Exercise goal
Transcribe the material exactly. Images do not belong in the copy.

++++ Raw data

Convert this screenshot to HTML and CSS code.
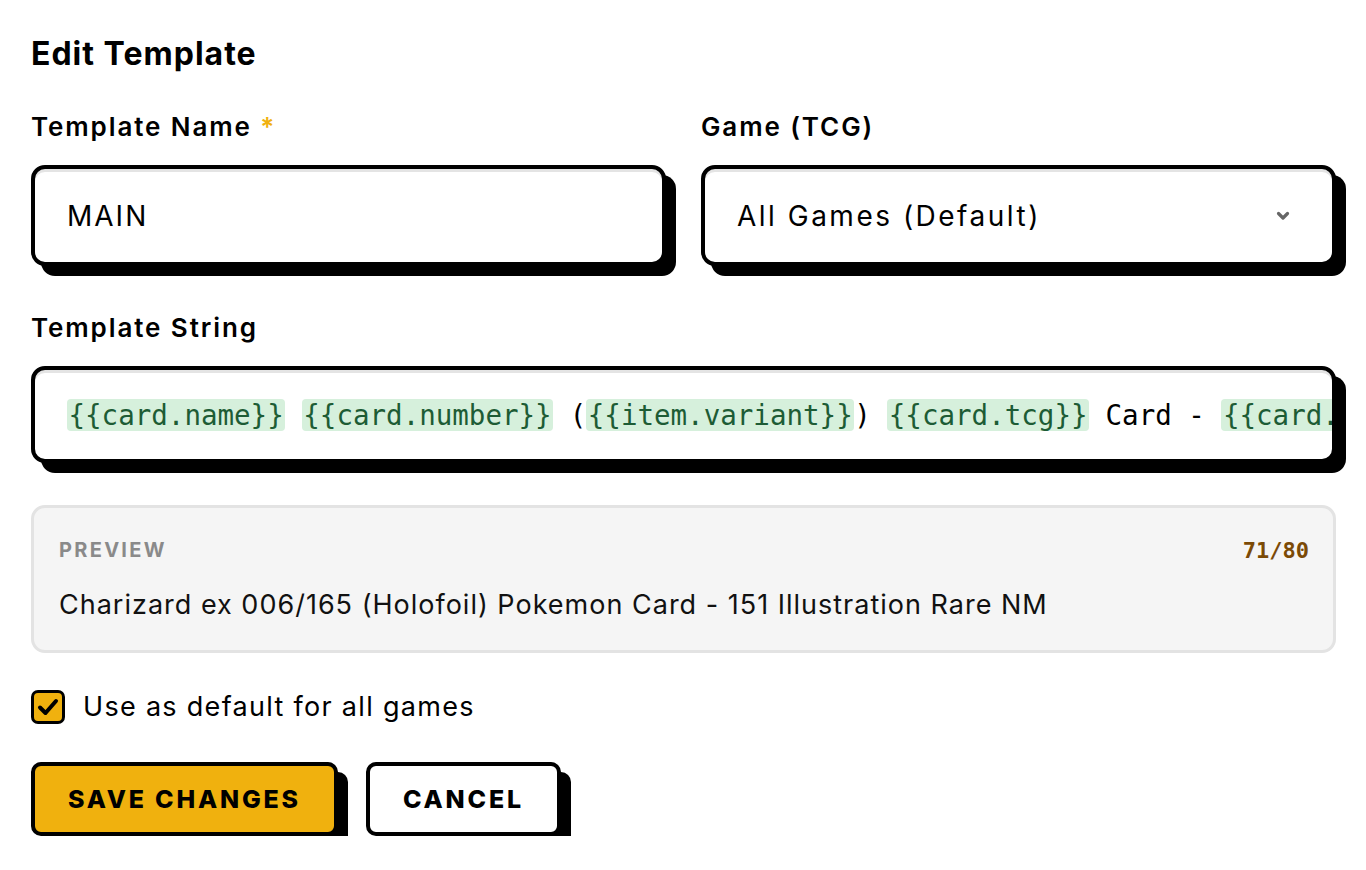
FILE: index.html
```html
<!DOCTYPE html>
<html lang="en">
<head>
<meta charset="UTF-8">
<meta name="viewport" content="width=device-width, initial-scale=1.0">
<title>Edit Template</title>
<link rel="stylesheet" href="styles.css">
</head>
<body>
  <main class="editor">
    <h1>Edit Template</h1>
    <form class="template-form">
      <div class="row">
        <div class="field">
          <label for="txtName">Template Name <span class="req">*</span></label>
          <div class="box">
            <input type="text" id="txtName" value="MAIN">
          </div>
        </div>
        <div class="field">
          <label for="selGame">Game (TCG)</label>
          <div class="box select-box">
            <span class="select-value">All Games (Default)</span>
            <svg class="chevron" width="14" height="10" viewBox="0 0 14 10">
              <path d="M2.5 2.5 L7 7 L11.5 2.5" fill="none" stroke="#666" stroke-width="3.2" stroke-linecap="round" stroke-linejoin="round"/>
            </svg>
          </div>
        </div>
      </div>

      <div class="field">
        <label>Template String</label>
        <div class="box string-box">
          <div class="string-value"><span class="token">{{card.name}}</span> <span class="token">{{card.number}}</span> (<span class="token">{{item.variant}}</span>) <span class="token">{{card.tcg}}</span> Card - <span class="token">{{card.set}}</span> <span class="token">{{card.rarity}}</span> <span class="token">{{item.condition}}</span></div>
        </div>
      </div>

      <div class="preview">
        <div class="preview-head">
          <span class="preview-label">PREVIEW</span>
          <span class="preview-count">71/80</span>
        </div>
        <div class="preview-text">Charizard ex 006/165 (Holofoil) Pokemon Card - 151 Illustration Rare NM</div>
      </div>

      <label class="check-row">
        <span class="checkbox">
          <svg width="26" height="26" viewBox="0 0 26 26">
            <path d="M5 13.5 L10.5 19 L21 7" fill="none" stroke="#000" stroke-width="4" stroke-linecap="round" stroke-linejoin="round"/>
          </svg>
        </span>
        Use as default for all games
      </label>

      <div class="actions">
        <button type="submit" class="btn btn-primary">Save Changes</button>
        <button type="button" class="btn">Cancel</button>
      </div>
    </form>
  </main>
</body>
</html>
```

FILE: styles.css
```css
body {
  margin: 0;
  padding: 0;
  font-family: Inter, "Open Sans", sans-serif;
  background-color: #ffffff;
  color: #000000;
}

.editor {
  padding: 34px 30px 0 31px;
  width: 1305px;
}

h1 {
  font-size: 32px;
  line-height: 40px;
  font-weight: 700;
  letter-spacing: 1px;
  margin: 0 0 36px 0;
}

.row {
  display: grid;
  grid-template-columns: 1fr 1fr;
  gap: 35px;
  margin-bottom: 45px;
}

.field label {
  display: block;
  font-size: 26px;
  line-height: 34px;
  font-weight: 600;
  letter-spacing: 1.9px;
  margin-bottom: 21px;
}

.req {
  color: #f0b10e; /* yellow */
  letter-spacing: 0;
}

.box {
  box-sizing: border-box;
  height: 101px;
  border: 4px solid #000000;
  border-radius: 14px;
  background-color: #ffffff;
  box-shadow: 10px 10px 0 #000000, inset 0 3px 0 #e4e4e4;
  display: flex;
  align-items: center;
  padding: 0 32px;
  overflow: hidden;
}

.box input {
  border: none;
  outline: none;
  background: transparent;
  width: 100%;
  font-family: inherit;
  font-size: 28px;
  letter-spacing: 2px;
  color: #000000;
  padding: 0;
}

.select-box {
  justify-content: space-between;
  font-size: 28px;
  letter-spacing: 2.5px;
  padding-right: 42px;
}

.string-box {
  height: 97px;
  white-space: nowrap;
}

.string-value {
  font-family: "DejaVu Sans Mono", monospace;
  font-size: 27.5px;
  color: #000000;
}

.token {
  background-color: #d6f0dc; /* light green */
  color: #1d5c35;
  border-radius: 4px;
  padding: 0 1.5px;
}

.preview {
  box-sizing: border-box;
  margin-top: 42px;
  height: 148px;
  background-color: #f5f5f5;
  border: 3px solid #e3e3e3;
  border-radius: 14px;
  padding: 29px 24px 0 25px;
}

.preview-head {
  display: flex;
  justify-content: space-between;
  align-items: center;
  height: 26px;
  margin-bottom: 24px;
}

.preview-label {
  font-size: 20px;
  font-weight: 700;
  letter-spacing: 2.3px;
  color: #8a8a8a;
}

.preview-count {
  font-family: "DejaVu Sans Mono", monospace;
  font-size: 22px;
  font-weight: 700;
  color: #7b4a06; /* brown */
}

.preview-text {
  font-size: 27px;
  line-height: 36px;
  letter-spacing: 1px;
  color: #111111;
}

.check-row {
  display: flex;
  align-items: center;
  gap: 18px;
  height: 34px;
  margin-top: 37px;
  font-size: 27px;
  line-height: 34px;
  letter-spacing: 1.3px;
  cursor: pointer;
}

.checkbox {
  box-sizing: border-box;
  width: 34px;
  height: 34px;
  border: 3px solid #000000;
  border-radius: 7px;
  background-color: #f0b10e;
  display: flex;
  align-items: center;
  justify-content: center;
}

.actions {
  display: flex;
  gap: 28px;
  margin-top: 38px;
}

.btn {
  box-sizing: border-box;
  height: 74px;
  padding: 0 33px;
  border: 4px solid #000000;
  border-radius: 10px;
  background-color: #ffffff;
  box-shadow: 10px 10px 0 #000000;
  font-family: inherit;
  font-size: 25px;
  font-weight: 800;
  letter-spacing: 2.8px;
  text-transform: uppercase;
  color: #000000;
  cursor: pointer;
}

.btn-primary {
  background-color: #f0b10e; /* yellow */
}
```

++++++++

The result
Convert this screenshot to HTML and CSS code.
FILE: index.html
```html
<!DOCTYPE html>
<html lang="en">
<head>
<meta charset="UTF-8">
<meta name="viewport" content="width=device-width, initial-scale=1.0">
<title>Edit Template</title>
<link rel="stylesheet" href="styles.css">
</head>
<body>
  <main class="editor">
    <h1>Edit Template</h1>
    <form class="template-form">
      <div class="row">
        <div class="field">
          <label for="txtName">Template Name <span class="req">*</span></label>
          <div class="box">
            <input type="text" id="txtName" value="MAIN">
          </div>
        </div>
        <div class="field">
          <label for="selGame">Game (TCG)</label>
          <div class="box select-box">
            <span class="select-value">All Games (Default)</span>
            <svg class="chevron" width="14" height="10" viewBox="0 0 14 10">
              <path d="M2.5 2.5 L7 7 L11.5 2.5" fill="none" stroke="#666" stroke-width="3.2" stroke-linecap="round" stroke-linejoin="round"/>
            </svg>
          </div>
        </div>
      </div>

      <div class="field">
        <label>Template String</label>
        <div class="box string-box">
          <div class="string-value"><span class="token">{{card.name}}</span> <span class="token">{{card.number}}</span> (<span class="token">{{item.variant}}</span>) <span class="token">{{card.tcg}}</span> Card - <span class="token">{{card.set}}</span> <span class="token">{{card.rarity}}</span> <span class="token">{{item.condition}}</span></div>
        </div>
      </div>

      <div class="preview">
        <div class="preview-head">
          <span class="preview-label">PREVIEW</span>
          <span class="preview-count">71/80</span>
        </div>
        <div class="preview-text">Charizard ex 006/165 (Holofoil) Pokemon Card - 151 Illustration Rare NM</div>
      </div>

      <label class="check-row">
        <span class="checkbox">
          <svg width="26" height="26" viewBox="0 0 26 26">
            <path d="M5 13.5 L10.5 19 L21 7" fill="none" stroke="#000" stroke-width="4" stroke-linecap="round" stroke-linejoin="round"/>
          </svg>
        </span>
        Use as default for all games
      </label>

      <div class="actions">
        <button type="submit" class="btn btn-primary">Save Changes</button>
        <button type="button" class="btn">Cancel</button>
      </div>
    </form>
  </main>
</body>
</html>
```

FILE: styles.css
```css
body {
  margin: 0;
  padding: 0;
  font-family: Inter, "Open Sans", sans-serif;
  background-color: #ffffff;
  color: #000000;
}

.editor {
  padding: 34px 30px 0 31px;
  width: 1305px;
}

h1 {
  font-size: 32px;
  line-height: 40px;
  font-weight: 700;
  letter-spacing: 1px;
  margin: 0 0 36px 0;
}

.row {
  display: grid;
  grid-template-columns: 1fr 1fr;
  gap: 35px;
  margin-bottom: 45px;
}

.field label {
  display: block;
  font-size: 26px;
  line-height: 34px;
  font-weight: 600;
  letter-spacing: 1.9px;
  margin-bottom: 21px;
}

.req {
  color: #f0b10e; /* yellow */
  letter-spacing: 0;
}

.box {
  box-sizing: border-box;
  height: 101px;
  border: 4px solid #000000;
  border-radius: 14px;
  background-color: #ffffff;
  box-shadow: 10px 10px 0 #000000, inset 0 3px 0 #e4e4e4;
  display: flex;
  align-items: center;
  padding: 0 32px;
  overflow: hidden;
}

.box input {
  border: none;
  outline: none;
  background: transparent;
  width: 100%;
  font-family: inherit;
  font-size: 28px;
  letter-spacing: 2px;
  color: #000000;
  padding: 0;
}

.select-box {
  justify-content: space-between;
  font-size: 28px;
  letter-spacing: 2.5px;
  padding-right: 42px;
}

.string-box {
  height: 97px;
  white-space: nowrap;
}

.string-value {
  font-family: "DejaVu Sans Mono", monospace;
  font-size: 27.5px;
  color: #000000;
}

.token {
  background-color: #d6f0dc; /* light green */
  color: #1d5c35;
  border-radius: 4px;
  padding: 0 1.5px;
}

.preview {
  box-sizing: border-box;
  margin-top: 42px;
  height: 148px;
  background-color: #f5f5f5;
  border: 3px solid #e3e3e3;
  border-radius: 14px;
  padding: 29px 24px 0 25px;
}

.preview-head {
  display: flex;
  justify-content: space-between;
  align-items: center;
  height: 26px;
  margin-bottom: 24px;
}

.preview-label {
  font-size: 20px;
  font-weight: 700;
  letter-spacing: 2.3px;
  color: #8a8a8a;
}

.preview-count {
  font-family: "DejaVu Sans Mono", monospace;
  font-size: 22px;
  font-weight: 700;
  color: #7b4a06; /* brown */
}

.preview-text {
  font-size: 27px;
  line-height: 36px;
  letter-spacing: 1px;
  color: #111111;
}

.check-row {
  display: flex;
  align-items: center;
  gap: 18px;
  height: 34px;
  margin-top: 37px;
  font-size: 27px;
  line-height: 34px;
  letter-spacing: 1.3px;
  cursor: pointer;
}

.checkbox {
  box-sizing: border-box;
  width: 34px;
  height: 34px;
  border: 3px solid #000000;
  border-radius: 7px;
  background-color: #f0b10e;
  display: flex;
  align-items: center;
  justify-content: center;
}

.actions {
  display: flex;
  gap: 28px;
  margin-top: 38px;
}

.btn {
  box-sizing: border-box;
  height: 74px;
  padding: 0 33px;
  border: 4px solid #000000;
  border-radius: 10px;
  background-color: #ffffff;
  box-shadow: 10px 10px 0 #000000;
  font-family: inherit;
  font-size: 25px;
  font-weight: 800;
  letter-spacing: 2.8px;
  text-transform: uppercase;
  color: #000000;
  cursor: pointer;
}

.btn-primary {
  background-color: #f0b10e; /* yellow */
}
```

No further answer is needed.